I am thinking back to a BBC docimentary where a guy went behind ISIS lines, was given a tour and interviewed several people. The children were basically put into camps for several weeks and came out saying stuff like "Death to the west...car bombs until sharia is everywhere..etc". These "kids" are obviously a future problem. How in the world do we stop future Islamic militant group even if we wipe out every single known ISIS fighter today?
 
ArmyRick said:
A really nasty and scary thought. We (the west) could go in, fight a mean fight and eventually wipe out as many ISIS fighters as possible (probably be a lot if we take the gloves off), HOWEVER, what about children they have brainwashed and warped into little anti-west jihadist?

I am thinking back to a BBC docimentary where a guy went behind ISIS lines, was given a tour and interviewed several people. The children were basically put into camps for several weeks and came out saying stuff like "Death to the west...car bombs until sharia is everywhere..etc". These "kids" are obviously a future problem. How in the world do we stop future Islamic militant group even if we wipe out every single known ISIS fighter today?


Many people think that the Taliban (Talib means scholar or student) and al Qaeda were, and IS** is, a direct product of the Saudi funded Wahhabi madrassas (schools) in Pakistan, especially, which were attended by tens of thousands of young boys who learned nothing except one version of the Qu'ran.
 
MCG said:
Those three man patrols are not a new response.  They have been going on for years.
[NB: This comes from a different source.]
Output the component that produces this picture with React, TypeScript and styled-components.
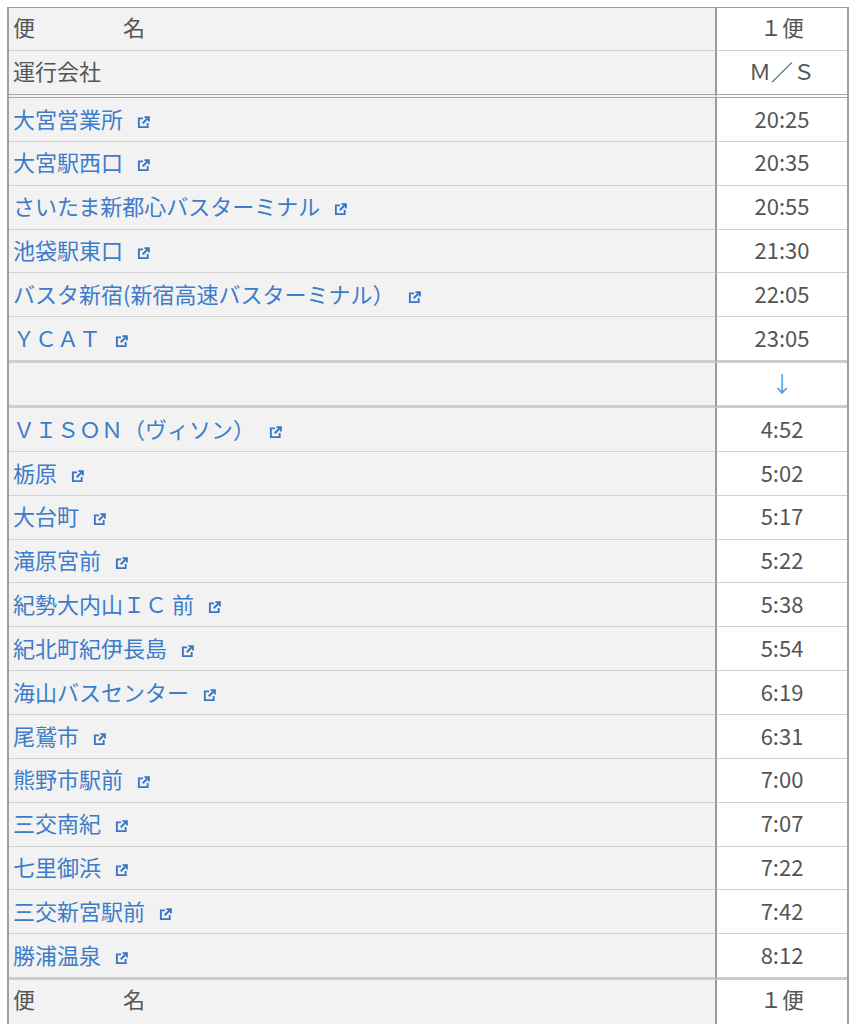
import React from 'react';
import styled, { createGlobalStyle } from 'styled-components';

const GlobalStyle = createGlobalStyle`
  html, body {
    margin: 0;
    padding: 0;
    background: #ffffff;
  }
  body {
    padding: 7px 0 0 7px;
    font-family: "Noto Sans CJK JP", "Noto Sans", sans-serif;
  }
`;

type Sep = 'thin' | 'double' | 'thick' | 'none';

const stops: { name: string; time: string }[] = [
  { name: '大宮営業所', time: '20:25' },
  { name: '大宮駅西口', time: '20:35' },
  { name: 'さいたま新都心バスターミナル', time: '20:55' },
  { name: '池袋駅東口', time: '21:30' },
  { name: 'バスタ新宿(新宿高速バスターミナル）', time: '22:05' },
  { name: 'ＹＣＡＴ', time: '23:05' },
];

const arrivals: { name: string; time: string }[] = [
  { name: 'ＶＩＳＯＮ（ヴィソン）', time: '4:52' },
  { name: '栃原', time: '5:02' },
  { name: '大台町', time: '5:17' },
  { name: '滝原宮前', time: '5:22' },
  { name: '紀勢大内山ＩＣ 前', time: '5:38' },
  { name: '紀北町紀伊長島', time: '5:54' },
  { name: '海山バスセンター', time: '6:19' },
  { name: '尾鷲市', time: '6:31' },
  { name: '熊野市駅前', time: '7:00' },
  { name: '三交南紀', time: '7:07' },
  { name: '七里御浜', time: '7:22' },
  { name: '三交新宮駅前', time: '7:42' },
  { name: '勝浦温泉', time: '8:12' },
];

const ExternalIcon = () => (
  <IconSvg viewBox="0 0 14 14" aria-hidden="true">
    <path d="M6.5 2.5H2v9.5h9.5V7.5" fill="none" stroke="currentColor" strokeWidth="2" />
    <path d="M8 1.2h4.8V6" fill="none" stroke="currentColor" strokeWidth="2" />
    <path d="M12.3 1.7L6.2 7.8" fill="none" stroke="currentColor" strokeWidth="2.2" />
  </IconSvg>
);

const StopRow: React.FC<{ name: string; time: string; sep: Sep }> = ({ name, time, sep }) => (
  <Row>
    <NameCell $sep={sep}>
      <StopLink href="#">
        {name}
        <ExternalIcon />
      </StopLink>
    </NameCell>
    <TimeCell $sep={sep}>{time}</TimeCell>
  </Row>
);

const App: React.FC = () => (
  <>
    <GlobalStyle />
    <Timetable>
      <thead>
        <Row>
          <HeadNameCell $sep="thin">便　　　　名</HeadNameCell>
          <HeadValueCell $sep="thin">１便</HeadValueCell>
        </Row>
        <Row>
          <HeadNameCell $sep="double">運行会社</HeadNameCell>
          <HeadValueCell $sep="double">Ｍ／Ｓ</HeadValueCell>
        </Row>
      </thead>
      <tbody>
        {stops.map((s, i) => (
          <StopRow key={s.name} name={s.name} time={s.time} sep={i === stops.length - 1 ? 'thick' : 'thin'} />
        ))}
        <Row>
          <ArrowNameCell $sep="thick" />
          <ArrowCell $sep="thick">↓</ArrowCell>
        </Row>
        {arrivals.map((s, i) => (
          <StopRow key={s.name} name={s.name} time={s.time} sep={i === arrivals.length - 1 ? 'thick' : 'thin'} />
        ))}
      </tbody>
      <tfoot>
        <Row>
          <FootNameCell $sep="none">便　　　　名</FootNameCell>
          <FootValueCell $sep="none">１便</FootValueCell>
        </Row>
      </tfoot>
    </Timetable>
  </>
);

const sepBorder = (sep: Sep) => {
  switch (sep) {
    case 'double':
      return 'border-bottom: 4px double #a6a6a6;';
    case 'thick':
      return 'border-bottom: 3px solid #cccccc;';
    case 'none':
      return 'border-bottom: 1px solid #cccccc;';
    default:
      return 'border-bottom: 1px solid #d0d0d0;';
  }
};

const Timetable = styled.table`
  width: 842px;
  border-collapse: separate;
  border-spacing: 0;
  border-top: 1px solid #999999;
  border-left: 2px solid #a0a0a0;
  border-right: 2px solid #a0a0a0;
  font-size: 22px;
  line-height: 1.3;
  table-layout: fixed;
`;

const Row = styled.tr``;

const Cell = styled.td<{ $sep: Sep }>`
  box-sizing: border-box;
  height: ${(p) => (p.$sep === 'thick' ? 45.85 : 43.85)}px;
  padding: 0 4px 3px;
  vertical-align: middle;
  ${(p) => sepBorder(p.$sep)}
`;

const NameCell = styled(Cell)`
  width: 708px;
  background: #f2f2f2;
  border-right: 2px solid #999999;
  text-align: left;
`;

const TimeCell = styled(Cell)`
  background: #ffffff;
  text-align: center;
  color: #555555;
`;

const HeadNameCell = styled(NameCell)`
  height: ${(p) => (p.$sep === 'double' ? 47 : 43)}px;
  padding-bottom: 5px;
  color: #555555;
`;

const HeadValueCell = styled(TimeCell)`
  height: ${(p) => (p.$sep === 'double' ? 47 : 43)}px;
  padding-bottom: 5px;
`;

const FootNameCell = styled(HeadNameCell)`
  height: 48px;
  padding-bottom: 10px;
`;

const FootValueCell = styled(HeadValueCell)`
  height: 48px;
  padding-bottom: 10px;
`;

const ArrowNameCell = styled(NameCell)`
  height: 45px;
`;

const ArrowCell = styled(TimeCell)`
  height: 45px;
  color: #5b9bd5;
`;

const StopLink = styled.a`
  color: #3d7cc9;
  text-decoration: none;
  white-space: nowrap;
`;

const IconSvg = styled.svg`
  width: 13px;
  height: 13px;
  margin-left: 14px;
  vertical-align: -1px;
  color: #3a76c2;
`;

export default App;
Since 'Charlie' they can be found in all major cities in France.  I was just in Strasbourg and saw them there.
 
Thucydides said:
Mark Steyn has knocked it out of the park, as usual:

http://www.steynonline.com/7293/the-barbarians-are-inside-and-there-are-no-gates


But, as the Globe and Mail's Eric Reguly reports, from Paris, the European Union leaders reject that notion. He reports that:

    "A top European Union official insisted that the bloc’s refugee policy does not need to be overhauled in the wake of the attacks and urged world leaders not to start treating asylum-seekers as terrorists.
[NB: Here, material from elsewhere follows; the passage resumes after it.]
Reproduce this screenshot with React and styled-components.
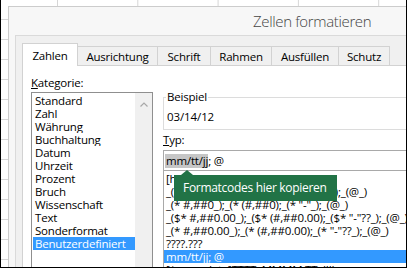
import React from "react";
import styled, { createGlobalStyle } from "styled-components";

const Global = createGlobalStyle`
  html, body { margin: 0; padding: 0; background: #ffffff; }
  body { width: 409px; height: 269px; overflow: hidden; }
  * { box-sizing: border-box; }
`;

const FONT = `"Open Sans", "Noto Sans", "Liberation Sans", sans-serif`;

const Frame = styled.div`
  width: 407px;
  height: 268px;
  border-left: 1px solid #000;
  border-right: 1px solid #000;
  border-bottom: 1px solid #000;
  overflow: hidden;
  padding: 6px 0 0 7px;
  background-color: #ffffff;
  background-image: linear-gradient(to right, #d6d6d6 1px, transparent 1px),
    linear-gradient(to bottom, #d6d6d6 1px, transparent 1px);
  background-size: 80.3px 100%, 100% 20px;
  background-position: 56px 0, 0 19px;
  font-family: ${FONT};
  color: #000;
`;

const Dialog = styled.div`
  width: 440px;
  height: 300px;
  border: 1px solid #cccccc;
  background: #f7f7f7;
  display: flex;
  flex-direction: column;
`;

const TitleBar = styled.div`
  height: 28px;
  line-height: 28px;
  padding-left: 244px;
  font-size: 15px;
  font-weight: 300;
  letter-spacing: -0.35px;
  color: #444444;
  white-space: nowrap;
`;

const Inner = styled.div`
  margin-left: 6px;
  flex: 1;
  border: 1px solid #dadada;
  background: #f0f0f0;
  padding: 7px 0 0 6px;
  display: flex;
  flex-direction: column;
`;

const TabRow = styled.div`
  display: flex;
  align-items: flex-end;
  height: 22px;
  position: relative;
  z-index: 1;
`;

const Tab = styled.div`
  width: ${(p) => p.$w}px;
  height: ${(p) => (p.$active ? 23 : 19)}px;
  margin-bottom: ${(p) => (p.$active ? -1 : 0)}px;
  margin-left: ${(p) => (p.$first ? 0 : -1)}px;
  border: 1px solid #d2d2d2;
  border-bottom: none;
  background: ${(p) => (p.$active ? "#ffffff" : "#f0f0f0")};
  display: flex;
  justify-content: center;
  align-items: center;
  padding-top: ${(p) => (p.$active ? 0 : 1)}px;
  font-size: 11.5px;
  letter-spacing: -0.2px;
  color: #000;
  white-space: nowrap;
  position: relative;
  z-index: ${(p) => (p.$active ? 2 : 1)};
`;

const Panel = styled.div`
  flex: 1;
  border: 1px solid #d2d2d2;
  background: #ffffff;
  padding: 10px 0 0 8px;
`;

const Body = styled.div`
  display: flex;
  gap: 10px;
  align-items: flex-start;
`;

const LeftCol = styled.div`
  width: 122px;
  display: flex;
  flex-direction: column;
`;

const Label = styled.div`
  font-size: 11.5px;
  letter-spacing: -0.2px;
  line-height: 14px;
  height: 14px;
  margin-bottom: ${(p) => p.$mb || 0}px;
  margin-top: ${(p) => p.$mt || 0}px;
  white-space: nowrap;
`;

const U = styled.span`
  text-decoration: underline;
  text-underline-offset: 1px;
`;

const ListBox = styled.div`
  margin-top: 1px;
  height: 190px;
  border: 1px solid #8f8f8f;
  display: flex;
`;

const Items = styled.div`
  flex: 1;
  padding: 1px 0 0 1px;
  display: flex;
  flex-direction: column;
`;

const Item = styled.div`
  flex-shrink: 0;
  height: 13px;
  line-height: 13px;
  font-size: 11.5px;
  letter-spacing: -0.2px;
  padding-left: ${(p) => p.$pl || 2}px;
  white-space: nowrap;
  overflow: hidden;
  background: ${(p) => (p.$sel ? "#3399ff" : "transparent")};
  color: ${(p) => (p.$sel ? "#ffffff" : "#000000")};
`;

const ScrollBar = styled.div`
  width: 17px;
  background: #f0f0f0;
  display: flex;
  justify-content: center;
  padding-top: 9px;
`;

const RightCol = styled.div`
  width: 260px;
  margin-top: 14px;
  display: flex;
  flex-direction: column;
  position: relative;
`;

const Group = styled.fieldset`
  margin: 0;
  min-width: 0;
  border: 1px solid #dcdcdc;
  padding: 6px 3px 5px 3px;
`;

const Legend = styled.legend`
  margin-left: -1px;
  padding: 0 1px;
  font-size: 11.5px;
  letter-spacing: -0.2px;
  line-height: 14px;
`;

const Sample = styled.div`
  font-size: 11.5px;
  line-height: 14px;
  letter-spacing: -0.1px;
`;

const Input = styled.div`
  margin-top: 3px;
  height: 21px;
  border: 1px solid #a9a9a9;
  padding-left: 1px;
  display: flex;
  align-items: center;
  font-size: 11.5px;
  letter-spacing: -0.2px;
  white-space: nowrap;
`;

const Selected = styled.span`
  background: #c6c6c6;
  line-height: 14px;
  padding-left: 1px;
`;

const CodeList = styled.div`
  margin-top: -1px;
  height: 120px;
  border: 1px solid #a9a9a9;
  padding-top: 1px;
  display: flex;
  flex-direction: column;
`;

const Tooltip = styled.div`
  position: absolute;
  left: 11px;
  top: 85px;
  width: 163px;
  height: 26px;
  background: #217346;
  color: #ffffff;
  font-size: 12px;
  letter-spacing: -0.3px;
  line-height: 26px;
  padding-left: 9px;
  white-space: nowrap;
  z-index: 3;
  &::before {
    content: "";
    position: absolute;
    left: 7px;
    top: -5px;
    border-left: 6px solid transparent;
    border-right: 6px solid transparent;
    border-bottom: 5px solid #217346;
  }
`;

const categories = [
  "Standard",
  "Zahl",
  "Währung",
  "Buchhaltung",
  "Datum",
  "Uhrzeit",
  "Prozent",
  "Bruch",
  "Wissenschaft",
  "Text",
  "Sonderformat",
  "Benutzerdefiniert",
];

const codes = [
  "[h]:mm:ss",
  '_($* #,##0_);_($* (#,##0);_($* "-"_);_(@_)',
  '_(* #,##0_);_(* (#,##0);_(* "-"_);_(@_)',
  '_($* #,##0.00_);_($* (#,##0.00);_($* "-"??_);_(@_)',
  '_(* #,##0.00_);_(* (#,##0.00);_(* "-"??_);_(@_)',
  "????.???",
  "mm/tt/jj; @",
  "[$-x-sysdate]TTTT, MMMM TT, JJJJ",
];

const tabs = [
  { t: "Zahlen", w: 56 },
  { t: "Ausrichtung", w: 81 },
  { t: "Schrift", w: 54 },
  { t: "Rahmen", w: 62 },
  { t: "Ausfüllen", w: 68 },
  { t: "Schutz", w: 52 },
];

export default function App() {
  return (
    <>
      <Global />
      <Frame>
        <Dialog>
          <TitleBar>Zellen formatieren</TitleBar>
          <Inner>
            <TabRow>
              {tabs.map((tb, i) => (
                <Tab key={tb.t} $w={tb.w} $active={i === 0} $first={i === 0}>
                  {tb.t}
                </Tab>
              ))}
            </TabRow>
            <Panel>
              <Body>
                <LeftCol>
                  <Label $mb={1}>
                    <U>K</U>ategorie:
                  </Label>
                  <ListBox>
                    <Items>
                      {categories.map((c) => (
                        <Item key={c} $sel={c === "Benutzerdefiniert"}>
                          {c}
                        </Item>
                      ))}
                    </Items>
                    <ScrollBar>
                      <svg width="8" height="5" viewBox="0 0 8 5">
                        <path d="M0.5 4.5 L4 1 L7.5 4.5" fill="none" stroke="#a8a8a8" strokeWidth="1.2" />
                      </svg>
                    </ScrollBar>
                  </ListBox>
                </LeftCol>
                <RightCol>
                  <Group>
                    <Legend>Beispiel</Legend>
                    <Sample>03/14/12</Sample>
                  </Group>
                  <Label $mt={3}>
                    <U>T</U>yp:
                  </Label>
                  <Input>
                    <Selected>mm/tt/jj</Selected>; @
                  </Input>
                  <CodeList>
                    {codes.map((c) => (
                      <Item key={c} $sel={c === "mm/tt/jj; @"} $pl={2}>
                        {c}
                      </Item>
                    ))}
                  </CodeList>
                  <Tooltip>Formatcodes hier kopieren</Tooltip>
                </RightCol>
              </Body>
            </Panel>
          </Inner>
        </Dialog>
      </Frame>
    </>
  );
}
    “Those who organized these attacks, and those who carried them out, are exactly those who the refugees are fleeing,” European Commission President Jean-Claude Juncker told reporters at the G-20 summit in Turkey. “There is no need
    to revise the European Union’s entire refugee policy.”
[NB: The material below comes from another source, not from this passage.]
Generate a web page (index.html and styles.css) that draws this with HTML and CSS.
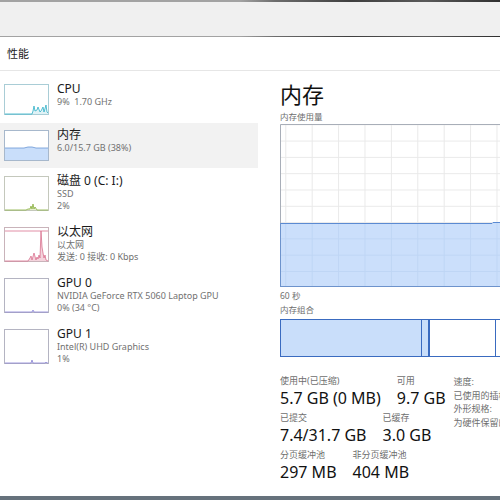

    Poland's incoming government declared Saturday it would not accept refugees without security guarantees but Juncker urged them “to be serious about this, and not to give in (to) these basic reactions.”"
 
A chilling and insightful take on ISIS as, essentially, an apocalyptic death cult... and why one should never underestimate that sort of appeal to the spiritually and societally disenfranchised.  Disturbing implications that wiping them out in a conventional military sense could activate widespread and disparate action.

In reviewing Mein Kampf in March 1940, George Orwell confessed that he had “never been able to dislike Hitler”; something about the man projected an underdog quality... The Islamic State’s partisans have much the same allure. They believe that they are personally involved in struggles beyond their own lives, and that merely to be swept up in the drama, on the side of righteousness, is a privilege and a pleasure—especially when it is also a burden.